Output a single figure: the number of lines in which the word "that" appears.

--------------------------------------------------

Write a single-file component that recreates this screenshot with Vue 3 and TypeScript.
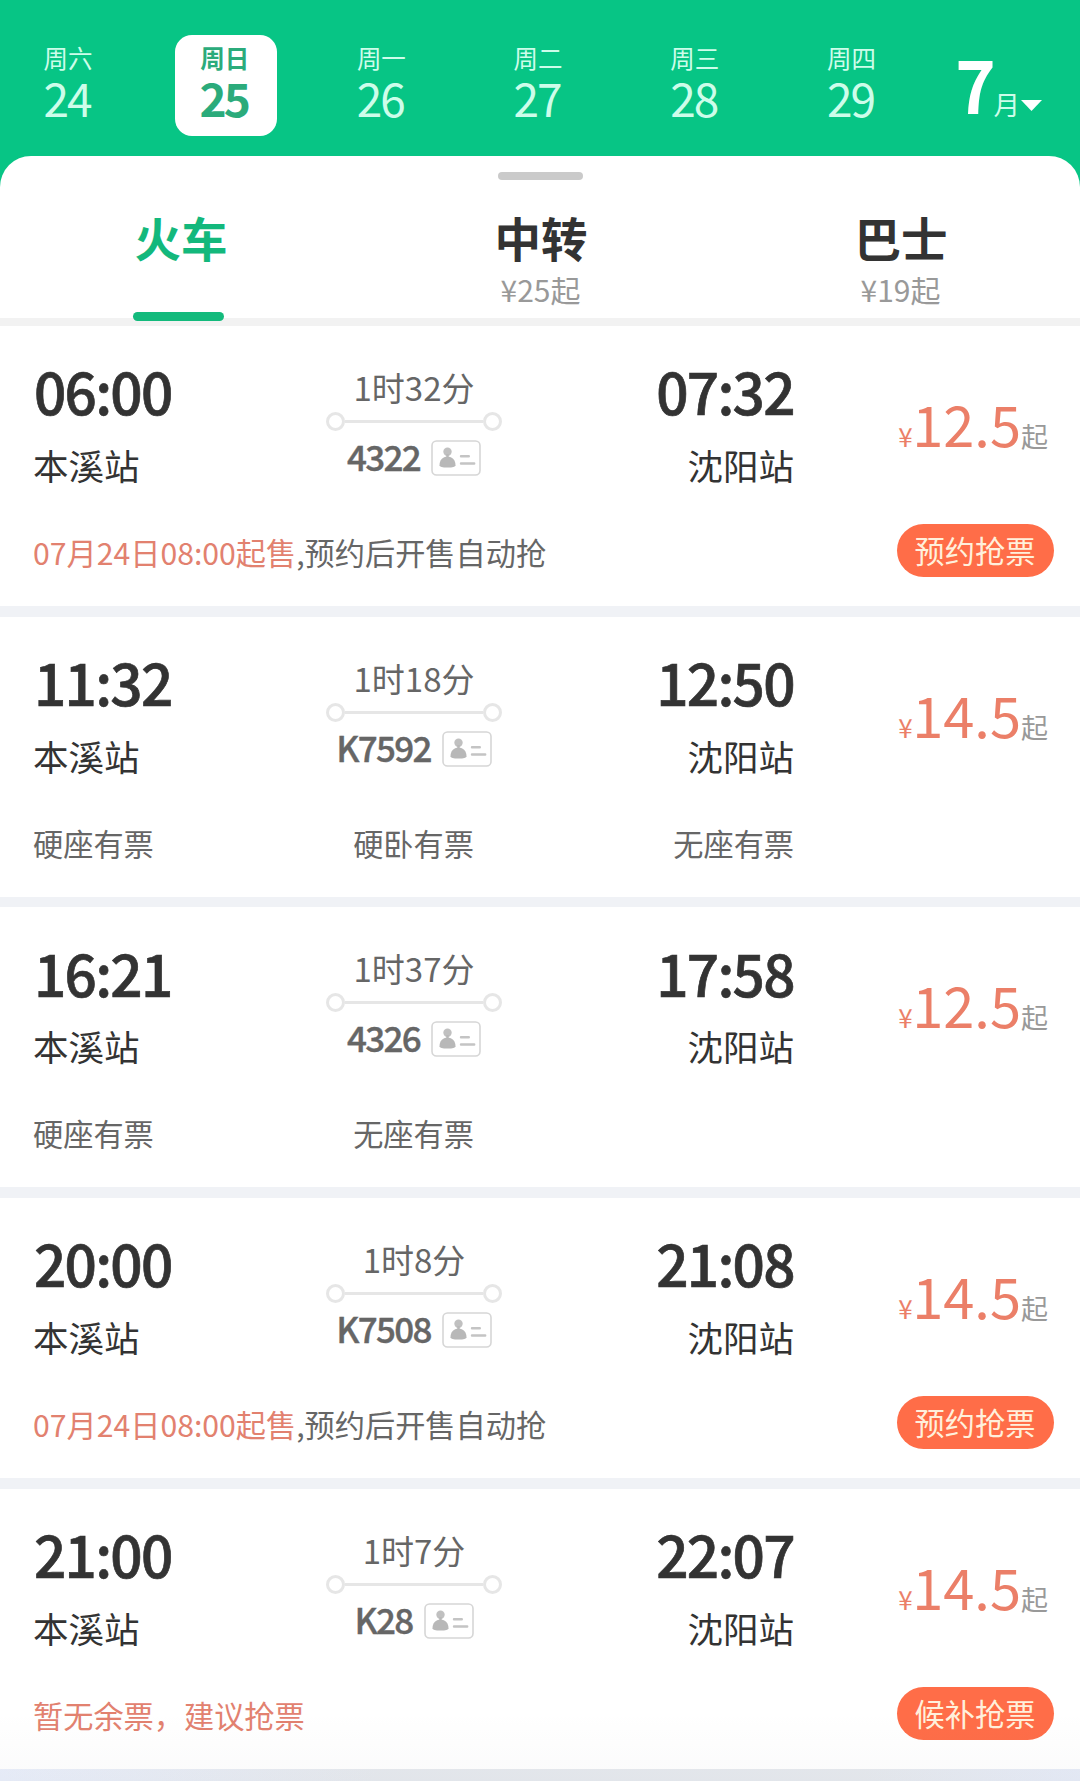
<script setup lang="ts">
interface Day {
  week: string
  date: number
  active?: boolean
}

interface Tab {
  name: string
  price?: string
  active?: boolean
}

interface Train {
  depart: string
  arrive: string
  duration: string
  no: string
  price: string
  seats?: string[]
  warn?: string
  note?: string
  action?: string
}

const days: Day[] = [
  { week: '周六', date: 24 },
  { week: '周日', date: 25, active: true },
  { week: '周一', date: 26 },
  { week: '周二', date: 27 },
  { week: '周三', date: 28 },
  { week: '周四', date: 29 },
]

const tabs: Tab[] = [
  { name: '火车', active: true },
  { name: '中转', price: '¥25起' },
  { name: '巴士', price: '¥19起' },
]

const trains: Train[] = [
  { depart: '06:00', arrive: '07:32', duration: '1时32分', no: '4322', price: '12.5', warn: '07月24日08:00起售', note: ',预约后开售自动抢', action: '预约抢票' },
  { depart: '11:32', arrive: '12:50', duration: '1时18分', no: 'K7592', price: '14.5', seats: ['硬座有票', '硬卧有票', '无座有票'] },
  { depart: '16:21', arrive: '17:58', duration: '1时37分', no: '4326', price: '12.5', seats: ['硬座有票', '无座有票', ''] },
  { depart: '20:00', arrive: '21:08', duration: '1时8分', no: 'K7508', price: '14.5', warn: '07月24日08:00起售', note: ',预约后开售自动抢', action: '预约抢票' },
  { depart: '21:00', arrive: '22:07', duration: '1时7分', no: 'K28', price: '14.5', warn: '暂无余票，建议抢票', action: '候补抢票' },
]
</script>

<template>
  <div class="page">
    <header class="calendar">
      <div class="days">
        <div v-for="d in days" :key="d.date" class="day" :class="{ active: d.active }">
          <span class="week">{{ d.week }}</span>
          <span class="date">{{ d.date }}</span>
        </div>
      </div>
      <div class="month">
        <span class="month-num">7</span>
        <span class="month-unit">月</span>
        <svg class="caret" width="21" height="11" viewBox="0 0 21 11"><path d="M0 0H21L10.500 11Z" fill="#fff" /></svg>
      </div>
    </header>

    <section class="sheet">
      <div class="handle"></div>
      <nav class="tabs">
        <div v-for="t in tabs" :key="t.name" class="tab" :class="{ active: t.active }">
          <span class="tab-name">{{ t.name }}</span>
          <span v-if="t.price" class="tab-price">{{ t.price }}</span>
          <i v-if="t.active" class="underline"></i>
        </div>
      </nav>
      <div class="divider"></div>

      <main class="list">
        <article v-for="t in trains" :key="t.no" class="card">
          <div class="main">
            <div class="stop">
              <span class="time">{{ t.depart }}</span>
              <span class="station">本溪站</span>
            </div>
            <div class="mid">
              <span class="duration">{{ t.duration }}</span>
              <div class="route"><i class="dot"></i><i class="line"></i><i class="dot"></i></div>
              <div class="train">
                <span class="no">{{ t.no }}</span>
                <svg class="idcard" width="50" height="36" viewBox="0 0 50 36">
                  <rect x="1" y="1" width="48" height="34" rx="4.500" fill="#fff" stroke="#d6d6d6" stroke-width="1.600" />
                  <circle cx="16.500" cy="11.800" r="4.200" fill="#c0c0c0" />
                  <path d="M8.500 25.200c0-5 3.200-8.700 8-8.700s8 3.700 8 8.700q0 2.300-8 2.300t-8-2.300z" fill="#b8b8b8" />
                  <path d="M15.300 14h2.400v4h-2.400z" fill="#b8b8b8" />
                  <path d="M30 16.300H37.800M30 23.500H43.200" stroke="#c4c4c4" stroke-width="2.400" stroke-linecap="round" />
                </svg>
              </div>
            </div>
            <div class="stop end">
              <span class="time">{{ t.arrive }}</span>
              <span class="station">沈阳站</span>
            </div>
            <div class="price"><span class="yen">¥</span><span class="amount">{{ t.price }}</span><span class="from">起</span></div>
          </div>
          <div class="foot">
            <div v-if="t.seats" class="seats">
              <span v-for="(s, i) in t.seats" :key="i" class="seat">{{ s }}</span>
            </div>
            <div v-else class="notice"><span class="warn">{{ t.warn }}</span>{{ t.note }}</div>
            <button v-if="t.action" class="action">{{ t.action }}</button>
          </div>
        </article>
      </main>
      <div class="bottom-shade"></div>
    </section>
  </div>
</template>

<style>
body {
  margin: 0;
}
</style>

<style scoped>
.page {
  position: relative;
  width: 1080px;
  height: 1781px;
  overflow: hidden;
  background: #07c585;
  font-family: 'Noto Sans CJK SC', sans-serif;
  color: #333;
}
i {
  display: block;
}
.calendar {
  display: flex;
  justify-content: space-between;
  height: 156px;
  color: #cdfdea;
}
.days {
  display: flex;
  padding: 35px 0 0 17px;
  gap: 54.700px;
}
.day {
  display: flex;
  flex-direction: column;
  align-items: center;
  width: 102px;
  height: 101px;
  border-radius: 17px;
}
.day.active {
  box-sizing: border-box;
  padding-right: 2px;
  margin: 0 -1px 0 1px;
  background: #fff;
  color: #2bab7b;
  font-weight: 700;
}
.week {
  margin-top: 8px;
  font-size: 24.500px;
  line-height: 30px;
}
.date {
  margin-top: 1px;
  font-size: 46px;
  line-height: 46px;
  letter-spacing: -2px;
  padding-right: 2px;
}
.active .date {
  letter-spacing: -3px;
}
.month {
  display: flex;
  align-items: flex-end;
  height: 122px;
  padding-right: 38px;
}
.month-num {
  font-size: 73px;
  line-height: 80px;
  font-weight: 700;
  color: #fff;
  letter-spacing: -4px;
  transform: scaleX(0.94);
}
.month-unit {
  font-size: 26.500px;
  line-height: 34px;
  margin-bottom: 1px;
}
.caret {
  margin: 0 0 11px 1px;
}
.sheet {
  position: relative;
  height: 1625px;
  border-radius: 31px 31px 0 0;
  background: linear-gradient(#fff, #fff) 0 0 / 100% 1600px no-repeat, linear-gradient(90deg, #e9eefa, #e6e9ee 35%, #e6e9ee 80%, #e6ebf7);
  overflow: hidden;
}
.handle {
  width: 85px;
  height: 8px;
  margin: 16px auto 0;
  border-radius: 4px;
  background: #cacaca;
}
.tabs {
  display: flex;
  height: 138px;
}
.tab {
  position: relative;
  display: flex;
  flex: 1;
  flex-direction: column;
  align-items: center;
}
.tab-name {
  margin-top: 27px;
  font-size: 46.500px;
  line-height: 60px;
  font-weight: 700;
  padding-left: 2px;
}
.tab-price {
  margin-top: 4px;
  font-size: 30px;
  line-height: 36px;
  color: #999;
  padding-left: 1px;
}
.tab.active {
  color: #13b87c;
}
.underline {
  position: absolute;
  z-index: 1;
  left: 133px;
  top: 132px;
  width: 91px;
  height: 9px;
  border-radius: 4.500px;
  background: #13ba7c;
}
.divider {
  height: 8px;
  background: #f2f2f2;
}
.list {
  display: flex;
  flex-direction: column;
  gap: 10.700px;
  background: #f0f2f6;
}
.card {
  box-sizing: border-box;
  height: 280px;
  padding: 0 26px 0 33px;
  background: #fff;
}
.main {
  display: flex;
  height: 198px;
}
.stop,
.mid {
  display: flex;
  flex-direction: column;
  width: 254px;
}
.stop {
  align-items: flex-start;
}
.stop.end {
  align-items: flex-end;
}
.time {
  margin: 34.400px 0 0 0.500px;
  font-size: 58.500px;
  line-height: 60px;
  font-weight: 500;
  letter-spacing: -1.800px;
  -webkit-text-stroke: 0.700px currentColor;
  transform: scaleX(0.97);
  transform-origin: 0 50%;
}
.end .time {
  margin-right: 1px;
  transform-origin: 100% 50%;
}
.station {
  margin-top: 20.600px;
  font-size: 35.500px;
  line-height: 48px;
}
.end .station {
  margin-right: 1px;
}
.mid {
  align-items: center;
  color: #666;
}
.duration {
  margin-top: 41px;
  font-size: 33px;
  line-height: 40px;
}
.route {
  display: flex;
  align-items: center;
  width: 176px;
  height: 19px;
  margin-top: 5px;
}
.dot {
  box-sizing: border-box;
  width: 19px;
  height: 19px;
  border: 3px solid #e6e6e6;
  border-radius: 50%;
}
.line {
  flex: 1;
  height: 3px;
  background: #e6e6e6;
}
.train {
  display: flex;
  margin-top: 9px;
}
.no {
  font-size: 35px;
  line-height: 32px;
  font-weight: 500;
  letter-spacing: -1.700px;
  -webkit-text-stroke: 0.400px currentColor;
}
.idcard {
  margin-left: 11px;
}
.price {
  display: flex;
  flex: 1;
  justify-content: flex-end;
  align-items: baseline;
  height: 80px;
  margin-top: 57px;
  padding-right: 6px;
  line-height: 80px;
  color: #eb7f68;
}
.yen {
  font-size: 26px;
  margin-right: -0.500px;
}
.amount {
  font-size: 56px;
}
.from {
  font-size: 27px;
  color: #999;
}
.foot {
  display: flex;
  justify-content: space-between;
  font-size: 30.200px;
  line-height: 57px;
  color: #666;
}
.warn {
  color: #e2816f;
}
.seats {
  display: flex;
  width: 761px;
}
.seat {
  flex: 1;
  text-align: center;
}
.seat:first-child {
  text-align: left;
}
.seat:last-child {
  text-align: right;
}
.action {
  width: 157px;
  height: 53px;
  padding: 0 1px 0 0;
  border: 0;
  border-radius: 27px;
  background: #ff6d48;
  color: #fff0dc;
  font: 30.200px/53px 'Noto Sans CJK SC', sans-serif;
}
/* soft shade that fades in over the end of the list */
.bottom-shade {
  position: absolute;
  left: 0;
  right: 0;
  bottom: 0;
  height: 70px;
  background: linear-gradient(rgba(60, 70, 80, 0), rgba(60, 70, 80, 0.025));
}
</style>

--------------------------------------------------

WRITTEN RESPONSE » 2